##### DATASET EXTRACT #####

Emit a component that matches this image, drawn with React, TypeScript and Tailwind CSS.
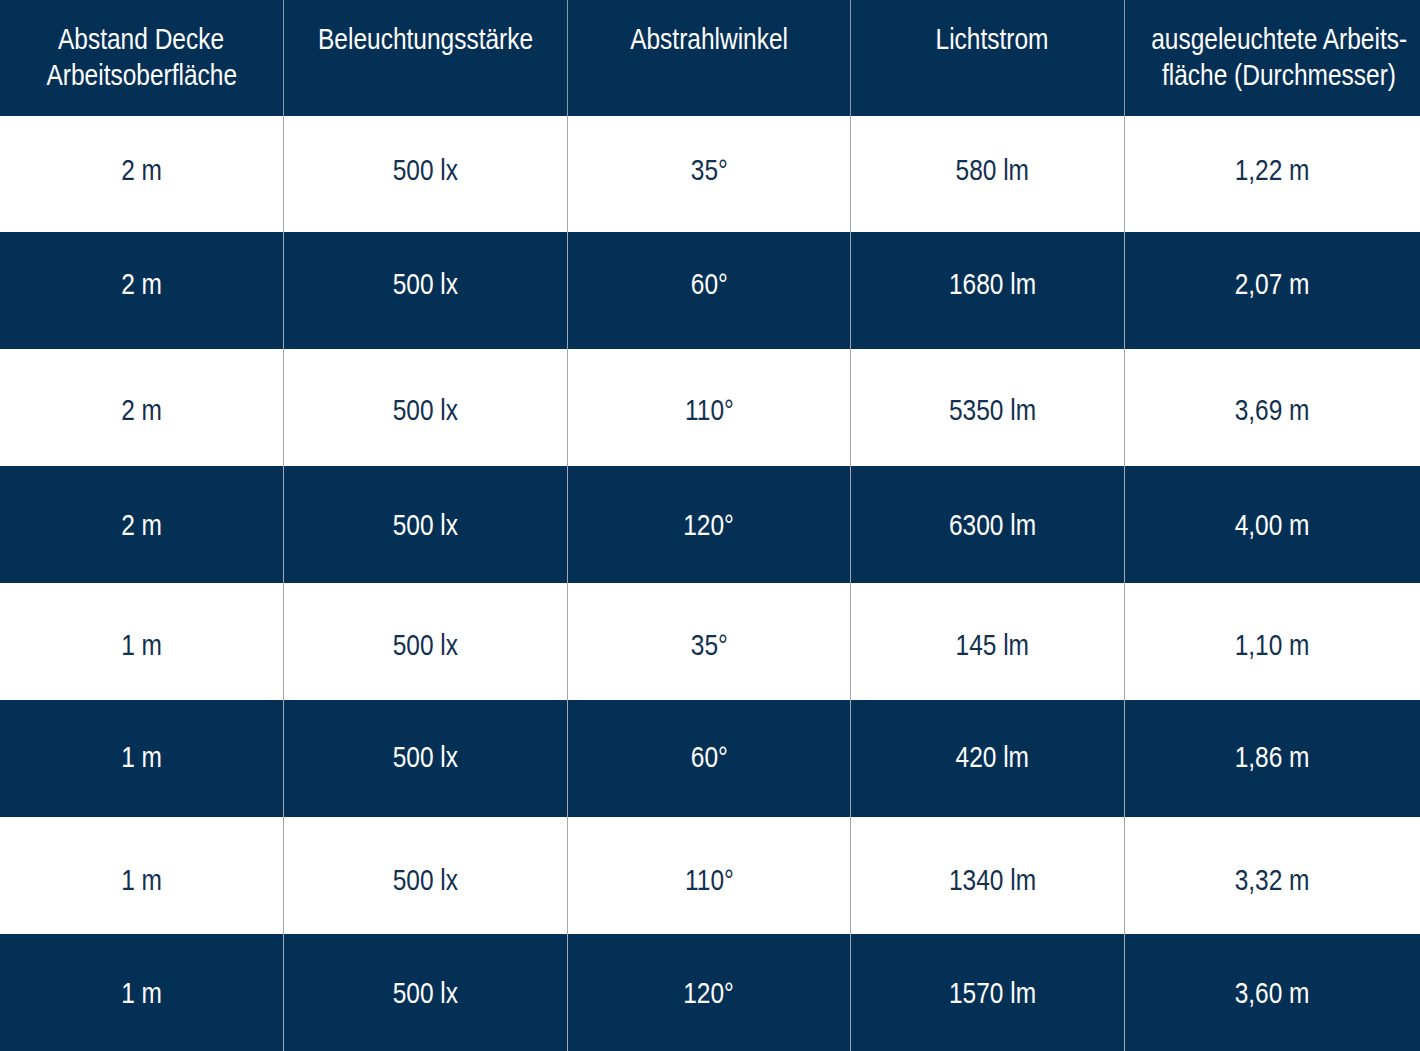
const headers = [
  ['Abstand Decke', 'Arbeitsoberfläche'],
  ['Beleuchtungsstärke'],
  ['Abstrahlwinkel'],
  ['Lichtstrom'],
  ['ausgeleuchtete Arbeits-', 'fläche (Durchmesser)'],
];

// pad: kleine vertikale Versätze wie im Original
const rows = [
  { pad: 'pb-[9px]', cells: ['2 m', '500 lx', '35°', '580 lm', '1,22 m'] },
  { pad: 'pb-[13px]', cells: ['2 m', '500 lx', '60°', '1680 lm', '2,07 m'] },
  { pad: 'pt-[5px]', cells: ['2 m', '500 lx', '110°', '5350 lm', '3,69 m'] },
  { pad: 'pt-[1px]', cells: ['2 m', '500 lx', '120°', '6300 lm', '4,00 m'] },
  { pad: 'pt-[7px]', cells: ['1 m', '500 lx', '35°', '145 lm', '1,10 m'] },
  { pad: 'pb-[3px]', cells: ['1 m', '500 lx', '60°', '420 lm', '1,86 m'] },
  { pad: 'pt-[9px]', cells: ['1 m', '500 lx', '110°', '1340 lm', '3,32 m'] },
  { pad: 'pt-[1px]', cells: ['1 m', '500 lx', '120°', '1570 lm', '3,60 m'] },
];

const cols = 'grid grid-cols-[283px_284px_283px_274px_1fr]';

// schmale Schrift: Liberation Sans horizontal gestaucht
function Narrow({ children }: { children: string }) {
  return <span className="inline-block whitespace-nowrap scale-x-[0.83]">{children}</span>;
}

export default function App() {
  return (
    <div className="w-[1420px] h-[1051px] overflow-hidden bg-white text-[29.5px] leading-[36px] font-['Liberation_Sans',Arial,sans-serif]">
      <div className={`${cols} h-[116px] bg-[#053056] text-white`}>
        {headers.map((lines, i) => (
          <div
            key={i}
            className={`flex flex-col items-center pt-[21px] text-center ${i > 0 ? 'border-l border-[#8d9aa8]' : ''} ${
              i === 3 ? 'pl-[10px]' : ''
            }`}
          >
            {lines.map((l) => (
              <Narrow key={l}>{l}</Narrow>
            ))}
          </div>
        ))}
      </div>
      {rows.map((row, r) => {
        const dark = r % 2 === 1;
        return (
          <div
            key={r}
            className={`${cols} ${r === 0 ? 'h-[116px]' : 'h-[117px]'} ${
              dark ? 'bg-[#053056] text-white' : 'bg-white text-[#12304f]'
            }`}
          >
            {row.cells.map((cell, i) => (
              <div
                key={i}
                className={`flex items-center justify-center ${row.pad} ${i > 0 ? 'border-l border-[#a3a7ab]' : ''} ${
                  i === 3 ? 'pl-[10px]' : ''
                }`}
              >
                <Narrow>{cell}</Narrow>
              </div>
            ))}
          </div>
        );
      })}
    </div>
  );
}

#####

WORK TO COMPLETE: Please write out all of the material above without changing a word, and omit any pictures.

SOLUTION FOR THIS EXERCISE:
Emit a component that matches this image, drawn with React, TypeScript and Tailwind CSS.
const headers = [
  ['Abstand Decke', 'Arbeitsoberfläche'],
  ['Beleuchtungsstärke'],
  ['Abstrahlwinkel'],
  ['Lichtstrom'],
  ['ausgeleuchtete Arbeits-', 'fläche (Durchmesser)'],
];

// pad: kleine vertikale Versätze wie im Original
const rows = [
  { pad: 'pb-[9px]', cells: ['2 m', '500 lx', '35°', '580 lm', '1,22 m'] },
  { pad: 'pb-[13px]', cells: ['2 m', '500 lx', '60°', '1680 lm', '2,07 m'] },
  { pad: 'pt-[5px]', cells: ['2 m', '500 lx', '110°', '5350 lm', '3,69 m'] },
  { pad: 'pt-[1px]', cells: ['2 m', '500 lx', '120°', '6300 lm', '4,00 m'] },
  { pad: 'pt-[7px]', cells: ['1 m', '500 lx', '35°', '145 lm', '1,10 m'] },
  { pad: 'pb-[3px]', cells: ['1 m', '500 lx', '60°', '420 lm', '1,86 m'] },
  { pad: 'pt-[9px]', cells: ['1 m', '500 lx', '110°', '1340 lm', '3,32 m'] },
  { pad: 'pt-[1px]', cells: ['1 m', '500 lx', '120°', '1570 lm', '3,60 m'] },
];

const cols = 'grid grid-cols-[283px_284px_283px_274px_1fr]';

// schmale Schrift: Liberation Sans horizontal gestaucht
function Narrow({ children }: { children: string }) {
  return <span className="inline-block whitespace-nowrap scale-x-[0.83]">{children}</span>;
}

export default function App() {
  return (
    <div className="w-[1420px] h-[1051px] overflow-hidden bg-white text-[29.5px] leading-[36px] font-['Liberation_Sans',Arial,sans-serif]">
      <div className={`${cols} h-[116px] bg-[#053056] text-white`}>
        {headers.map((lines, i) => (
          <div
            key={i}
            className={`flex flex-col items-center pt-[21px] text-center ${i > 0 ? 'border-l border-[#8d9aa8]' : ''} ${
              i === 3 ? 'pl-[10px]' : ''
            }`}
          >
            {lines.map((l) => (
              <Narrow key={l}>{l}</Narrow>
            ))}
          </div>
        ))}
      </div>
      {rows.map((row, r) => {
        const dark = r % 2 === 1;
        return (
          <div
            key={r}
            className={`${cols} ${r === 0 ? 'h-[116px]' : 'h-[117px]'} ${
              dark ? 'bg-[#053056] text-white' : 'bg-white text-[#12304f]'
            }`}
          >
            {row.cells.map((cell, i) => (
              <div
                key={i}
                className={`flex items-center justify-center ${row.pad} ${i > 0 ? 'border-l border-[#a3a7ab]' : ''} ${
                  i === 3 ? 'pl-[10px]' : ''
                }`}
              >
                <Narrow>{cell}</Narrow>
              </div>
            ))}
          </div>
        );
      })}
    </div>
  );
}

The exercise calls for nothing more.